For future events, our parish will have children’s day of recollection on Wednesday, March 23. Follow the announcements in the church bulletin for this one. For our own activities, the Girls Camp will be on July 12-14. The parish will also host a vocation weekend on June 24-26. You will find more information about these on the Sodality website.

In his mission trip during the first week of Lent, Fr. McKenna said the monthly Masses of February and March for all our Sodality members.

Thank you for your prayers for Fr. Valerii Kudriavtsev. The Russians are conquering his home country Ukraine, and he is now a refugee in Lviv near the Polish border. Father couldn’t take his chalice nor his Mass vestments with him, only his Rosary and Breviary. He also injured his spine and feels severe pain. He, being now a refugee, is searching a new home in Europe. Fortunately a good Catholic man in Ireland has invited him and is willing to shelter him, so please continue to pray for Father that he would find a home. “He that shall have the substance of the world, and shall see his brother have need, and shall shut his bowels from him: how doth the charity of God abide in him? My little children, let us not love in word, nor in tongue, but in deed and truth.” (1 John 3:17-18)

Most likely result of the war will be that Ukraine will lose some territories, which are now located in the eastern part of the state, and where Father’s former home is.

Russia has a history of taking areas from other states. The area of Finland used to be much bigger, but after World War II Soviet Union took over many territories from Finland and formed the Karelo-Finnish Soviet Socialist Republic from them. My grandmother was from a town named Salmi, which was located in the conquered areas of Karelia, and her family, as well as all the other Finns, packed whatever they could, deserted their homes, and escaped before the Russians came. My grandmother worked as a voluntary war-time nurse, and moved to Uusikaupunki in the western part of Finland, where she married my grandfather, and they eventually settled in my home town Turku. War breaks homes and hearts, but sometimes also brings people together.

War against the Soviets hit hard also the Catholic Church in Finland. In Karelia the Church had two parishes, the church of St. Hyacinth in Vyborg, and the Sacred Heart chapel in Terijoki, right next to the Soviet border. Both of these had to be abandoned at the approach of the Communist occupying forces. A young German priest, Fr. Johannes Schäfer, when he last time visited the Sacred Heart chapel in Terijoki, himself consumed the hosts in the Tabernacle, and afterwards took down the altar, Tabernacle, the pulpit, and the communion rail, so that they would not be left to be desecrated by the Bolsheviks, who, when they arrived, left not a stone upon stone.

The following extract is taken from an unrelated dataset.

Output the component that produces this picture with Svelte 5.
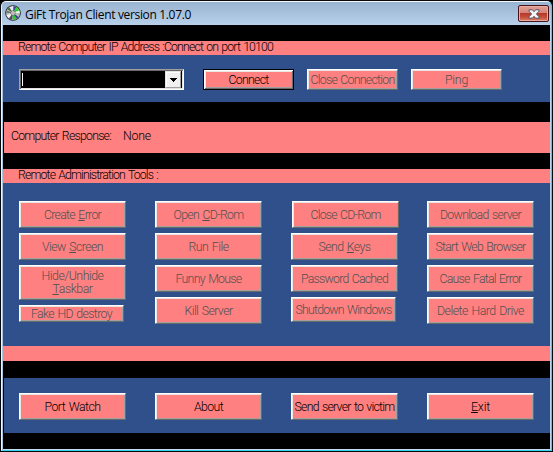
<script>
  const columns = [
    [
      { lines: [['Create ', 'E', 'rror', 57]] },
      { lines: [['View ', 'S', 'creen', 61]] },
      { lines: [['Hide/Unhide', '', '', 62], ['', 'T', 'askbar', 40]], kind: 'tall' },
      { lines: [['Fake HD destroy', '', '', 81]], kind: 'low' }
    ],
    [
      { lines: [['Open ', 'C', 'D-Rom', 70]] },
      { lines: [['Run File', '', '', 40]] },
      { lines: [['Funny Mouse', '', '', 66]] },
      { lines: [['Kill Server', '', '', 48]] }
    ],
    [
      { lines: [['Close CD-Rom', '', '', 70]], kind: 'shifted' },
      { lines: [['Send ', 'K', 'eys', 52]] },
      { lines: [['Password Cached', '', '', 87]] },
      { lines: [['Shutdown Windows', '', '', 96]], kind: 'short' }
    ],
    [
      { lines: [['Download server', '', '', 81]] },
      { lines: [['Start Web Browser', '', '', 90]] },
      { lines: [['Cause Fatal Error', '', '', 82]] },
      { lines: [['Delete Hard Drive', '', '', 87]] }
    ]
  ];

  const footer = [
    ['Port Watch', '', '', 56],
    ['About', '', '', 29],
    ['Send server to victim', '', '', 100],
    ['', 'E', 'xit', 19]
  ];

  // Spreads a label's letters so that it takes up the given width.
  function fit(node, width) {
    const natural = node.getBoundingClientRect().width;
    const spacing = (width - natural) / node.textContent.length;
    node.style.letterSpacing = `${spacing.toFixed(3)}px`;
  }
</script>

{#snippet label([before, key, after, width])}
  <span class="label" use:fit={width}>{before}{#if key}<u>{key}</u>{/if}{after}</span>
{/snippet}

<div class="window">
  <header>
    <svg class="disc" width="16" height="16" viewBox="0 0 16 16">
      <circle cx="8" cy="8" r="7.8" fill="#1c1c22" />
      <circle cx="8" cy="8" r="7" fill="#b9bdb9" />
      <path d="M8 8 4 2.4 8 1.2Z" fill="#e8e8e8" />
      <path d="M8 8 2.4 4.2 4.3 2.3Z" fill="#456b45" />
      <path d="M8 8 8.6 1.2 11.4 2Z" fill="#3b41a8" />
      <path d="M8 8 11.4 2 14.3 5.4Z" fill="#25d625" />
      <path d="M8 8 14.3 5.4 14.8 8Z" fill="#eef4ee" />
      <path d="M8 8 1.5 10.3 3.7 13.2Z" fill="#f2f2f2" />
      <path d="M8 8 4 13.4 7 14.8Z" fill="#5c3d76" />
      <path d="M8 8 7.5 14.8 11.8 13.5Z" fill="#22cf22" />
      <path d="M8 8 11.8 13.5 13.5 12Z" fill="#3338a0" />
      <path d="M8 8 1.2 8 1.8 5.6Z" fill="#747474" />
      <circle cx="8" cy="8" r="2.2" fill="#eee" stroke="#555" stroke-width=".7" />
      <circle cx="8" cy="8" r=".8" fill="#777" />
    </svg>
    <span class="title" use:fit={166}>GiFt Trojan Client version 1.07.0</span>
    <button class="close" aria-label="Close">
      <svg width="12" height="10" viewBox="0 0 12 10">
        <path d="M1 .8h3.3L6 2.7 7.7.8H11v1.4L8.4 5 11 7.8v1.4H7.7L6 7.3 4.3 9.2H1V7.8L3.6 5 1 2.2Z" fill="#f5f5f5" stroke="#54566a" stroke-width="1" />
      </svg>
    </button>
  </header>

  <main>
    <div class="strip first">{@render label(['Remote Computer IP Address :Connect on port 10100', '', '', 255])}</div>
    <section class="connection">
      <div class="combo">
        <i class="caret"></i>
        <span class="arrow">
          <svg width="7" height="4" viewBox="0 0 7 4" shape-rendering="crispEdges"><path d="M0 0h7v1H6v1H5v1H4v1H3V3H2V2H1V1H0Z" /></svg>
        </span>
      </div>
      <button class="default">{@render label(['Connect', '', '', 40])}</button>
      <button disabled>{@render label(['Close Connection', '', '', 84])}</button>
      <button disabled>{@render label(['Ping', '', '', 23])}</button>
    </section>
    <div class="response">
      {@render label(['Computer Response:', '', '', 100])}
      {@render label(['None', '', '', 28])}
    </div>
    <div class="strip">{@render label(['Remote Administration Tools :', '', '', 140])}</div>
    <section class="tools">
      {#each columns as column}
        <div class="column">
          {#each column as tool}
            <button disabled class={tool.kind}>
              {#each tool.lines as line}{@render label(line)}{/each}
            </button>
          {/each}
        </div>
      {/each}
    </section>
    <div class="status"></div>
    <footer>
      {#each footer as item}
        <button>{@render label(item)}</button>
      {/each}
    </footer>
  </main>
</div>

<style>
  :global(body) { margin: 0; background: #000; }
  .window {
    box-sizing: border-box;
    width: 553px;
    height: 452px;
    display: flex;
    flex-direction: column;
    background: #000;
    border: 1px solid #08090c;
    border-radius: 5px 5px 0 0;
    overflow: hidden;
    font: 300 12.3px/13px Roboto, "Liberation Sans", sans-serif;
    word-spacing: 1px;
    color: #000;
  }
  header {
    box-sizing: border-box;
    flex: none;
    height: 24px;
    display: flex;
    align-items: center;
    padding: 1px 3px 0 4px;
    background: linear-gradient(#99b4d1, #b8d0ea);
    border-top: 1px solid #f6faff;
    border-left: 1px solid #f0f6fc;
    border-right: 1px solid #35d3ef;
    border-radius: 5px 5px 0 0;
  }
  .disc { margin: -2px 0 0 -1px; }
  .title {
    margin-left: 4px;
    margin-top: 1px;
    font: 12px/16px "Open Sans", "Noto Sans", sans-serif;
    word-spacing: 0;
    white-space: nowrap;
  }
  .close {
    width: 31px;
    height: 17px;
    margin: -1px -1px 0 auto;
    border: 1px solid #4b141b;
    border-radius: 2px;
    box-shadow: inset 0 0 0 1px #e5aaa2;
    background: linear-gradient(#e0a096, #d58478 45%, #b8382a 50%, #c4503c 75%, #d98168);
  }
  main {
    display: flex;
    flex-direction: column;
    height: 424px;
    border-left: 1px solid #eef6fd;
    border-right: 1px solid #35d3ef;
    border-bottom: 1px solid #35d3ef;
    box-shadow: inset 1px 0 #a9c5e2, inset -1px 0 #b9d3ec, inset 0 -1px #c5dcf0;
    padding: 16px 1px 17px;
  }
  .label { display: block; white-space: pre; width: max-content; }
  u { text-decoration-thickness: 1px; text-underline-offset: 1px; }
  .strip {
    height: 14px;
    margin-top: 16px;
    padding-left: 15px;
    background: #ff8080;
  }
  .strip.first { margin-top: 0; }
  section, footer { background: #30508c; display: flex; }
  .connection {
    box-sizing: border-box;
    height: 47px;
    padding: 14px 16px 12px;
  }
  button {
    box-sizing: border-box;
    flex: none;
    width: 107px;
    height: 27px;
    padding: 1px 0 0;
    display: flex;
    flex-direction: column;
    align-items: center;
    justify-content: center;
    border: 1px solid;
    border-color: #fff #6a6a6a #6a6a6a #fff;
    border-radius: 0;
    background: #ff8080;
    box-shadow: inset 1px 1px #e9e5e1, inset -1px -1px #a0a0a0;
    font: inherit;
    word-spacing: inherit;
    color: #000;
  }
  button:disabled { color: #505050; }
  .connection button { width: 91px; height: 21px; margin-right: 13px; }
  .connection .default {
    border-color: #000;
    box-shadow: inset 1px 1px #fff, inset -1px -1px #6a6a6a, inset 2px 2px #e9e5e1, inset -2px -2px #a0a0a0;
  }
  .combo {
    box-sizing: border-box;
    width: 165px;
    height: 21px;
    margin-right: 19px;
    display: flex;
    align-items: center;
    background: #000;
    border: 1px solid;
    border-color: #a0a0a0 #fff #fff #a0a0a0;
    box-shadow: inset 1px 1px #696969, inset -1px -1px #e3e3e3;
  }
  .caret { width: 1px; height: 13px; margin-left: 2px; background: #fff; }
  .arrow {
    box-sizing: border-box;
    width: 16px;
    height: 17px;
    margin: 0 2px 0 auto;
    display: flex;
    align-items: center;
    justify-content: center;
    background: #f0f0f0;
    border: 1px solid;
    border-color: #e3e3e3 #a0a0a0 #a0a0a0 #e3e3e3;
    box-shadow: inset 1px 1px #fff;
  }
  .response {
    box-sizing: border-box;
    height: 31px;
    margin: 20px 0 0 1px;
    padding: 8px 7px;
    display: flex;
    gap: 12px;
    background: #ff8080;
  }
  .tools {
    box-sizing: border-box;
    height: 163px;
    padding: 18px 16px 0;
    gap: 29px;
  }
  .column { width: 107px; display: flex; flex-direction: column; gap: 5px; }
  button.tall { height: 35px; }
  button.low { width: 105px; height: 17px; }
  button.short { width: 105px; height: 25px; }
  button.shifted { margin-left: 1px; }
  .status { height: 15px; background: #ff8080; }
  footer {
    box-sizing: border-box;
    height: 55px;
    margin: 17px 0 0 1px;
    padding: 15px 15px 0;
    gap: 29px;
  }
</style>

We have our traditional celebration of St. Patrick’s day on March 17 with the Solemn High Mass at 11:25 AM. On that day, remember not only the great country of Ireland and the Irish Americans, but also our faithful in Nigeria, which also claims St. Patrick as its patron, on account of the Irish missionaries who worked there. March 17 is also the feast day of St. Gertrude of Nivelles, the patroness of cats, and she is a special saint for me, because I attended the school named after her in my hometown Turku. In medieval Turku, there was the Guild of St. Gertrude, which did charity work among the poor of the town and also buried the poor townspeople. The guild was located under one Turku’s seven hills, which was therefore named St. Gertrude’s Hill. On that hill, before the school was erected there, was the town’s public place of execution, for which reason the hill was also called Hangman’s Hill, a gruesome fact which did not escape from us schoolchildren. St. Gertrude’s school was established in 1912, and one of our former presidents, Mauno Koivisto, attended that school. In fact he visited his former school when I started third grade there in 1987. I have many warm memories from there.

Have a blessed continuation of Lent, and may God bless you in your charity, and in your work and prayers for the Church.